Under the ATF office in Phoenix was the base for Operation Fast and Furious. Federal agents allowed Morones and others to leave gun shops with the illegally purchased weapons because they wanted to track them to higher-ups and dismantle the network, a tactic known as "gun-walking."

The operation identified more than 2,000 illicitly purchased weapons but authorities lost track of many of them. Some were recovered at crime scenes in Mexico. Two were found at the scene of a December 2010 shooting south of Tucson that killed U.S. border agent Brian Terry.

The operation has been shut down but some 1,400 weapons have yet to be recovered.

A report by the Justice Department's inspector general called the operation "a significant danger to public safety."

The operation also prompted a dispute between the Obama administration and Congress. President Barack Obama has invoked executive privilege and the attorney general has been found in contempt of the House for refusing to turn over records that might explain what led the department to reverse course after initially denying that federal agents had used gun-walking.

A lawsuit by a Republican-led House committee is demanding that Attorney General Eric Holder produce records about the operation.

The Justice Department is seeking to have the suit dismissed.

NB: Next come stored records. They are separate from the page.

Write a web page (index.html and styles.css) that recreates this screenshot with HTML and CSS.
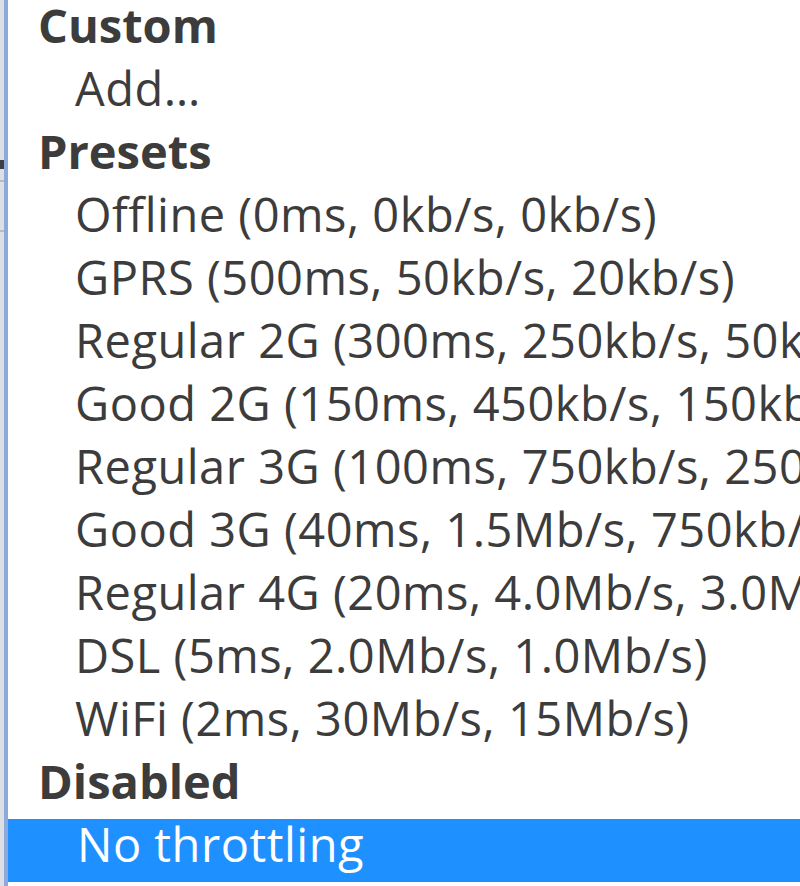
FILE: index.html
```html
<!DOCTYPE html>
<html lang="en">
<head>
  <meta charset="UTF-8" />
  <title>Network throttling</title>
  <link rel="stylesheet" href="styles.css">
</head>
<body>
  <div class="window">
    <div class="edge">
      <div class="mark"></div>
      <div class="tick"></div>
      <div class="tick tick-low"></div>
    </div>
    <ul class="menu">
      <li class="group">Custom</li>
      <li class="item">Add…</li>
      <li class="group">Presets</li>
      <li class="item">Offline (0ms, 0kb/s, 0kb/s)</li>
      <li class="item">GPRS (500ms, 50kb/s, 20kb/s)</li>
      <li class="item">Regular 2G (300ms, 250kb/s, 50kb/s)</li>
      <li class="item">Good 2G (150ms, 450kb/s, 150kb/s)</li>
      <li class="item">Regular 3G (100ms, 750kb/s, 250kb/s)</li>
      <li class="item">Good 3G (40ms, 1.5Mb/s, 750kb/s)</li>
      <li class="item">Regular 4G (20ms, 4.0Mb/s, 3.0Mb/s)</li>
      <li class="item">DSL (5ms, 2.0Mb/s, 1.0Mb/s)</li>
      <li class="item">WiFi (2ms, 30Mb/s, 15Mb/s)</li>
      <li class="group">Disabled</li>
      <li class="item selected">No throttling</li>
    </ul>
  </div>
</body>
</html>
```

FILE: styles.css
```css
body {
  margin: 0;
  background-color: #ffffff;
  font-family: 'Open Sans', 'Noto Sans', sans-serif;
  overflow: hidden;
}
.window {
  display: flex;
  height: 886px;
}
.edge {
  width: 4px;
  background-color: #dcdfe4;
  border-right: 4px solid #8da8da;
}
.mark {
  margin-top: 160px;
  height: 9px;
  background-color: #3a3f45;
}
.tick {
  margin-top: 11px;
  height: 2px;
  background-color: #b8bcc2;
}
.tick-low {
  margin-top: 48px;
}
.menu {
  flex: 1;
  margin: 0;
  padding: 0;
  list-style: none;
  white-space: nowrap;
  overflow: hidden;
}
.menu li {
  box-sizing: border-box;
  height: 63px;
  line-height: 51px;
  padding-bottom: 12px;
  font-size: 47px;
  color: #3c3c3c;
}
.group {
  padding-left: 30px;
  font-weight: bold;
}
.item {
  padding-left: 67px;
  letter-spacing: 0.5px;
}
.selected {
  background-color: #1e90ff;
  color: #ffffff !important;
  padding-left: 69px;
}
```
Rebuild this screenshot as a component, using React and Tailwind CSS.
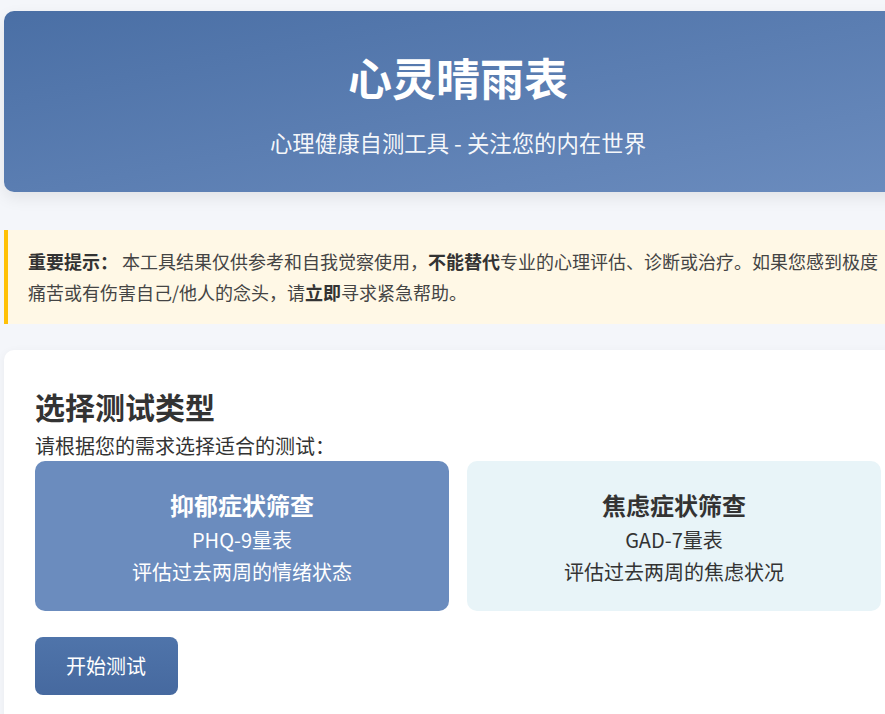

In court papers filed Monday night, the department argued that the Constitution does not permit the courts to resolve the political dispute between the executive branch and the House Oversight and Government Reform Committee.

The political branches have a long history of resolving disputes over congressional requests without judicial intervention, the court filing said.

The failure of Holder and House Republicans to work out a deal on the documents led to votes in June that held the attorney general in civil and criminal contempt of Congress.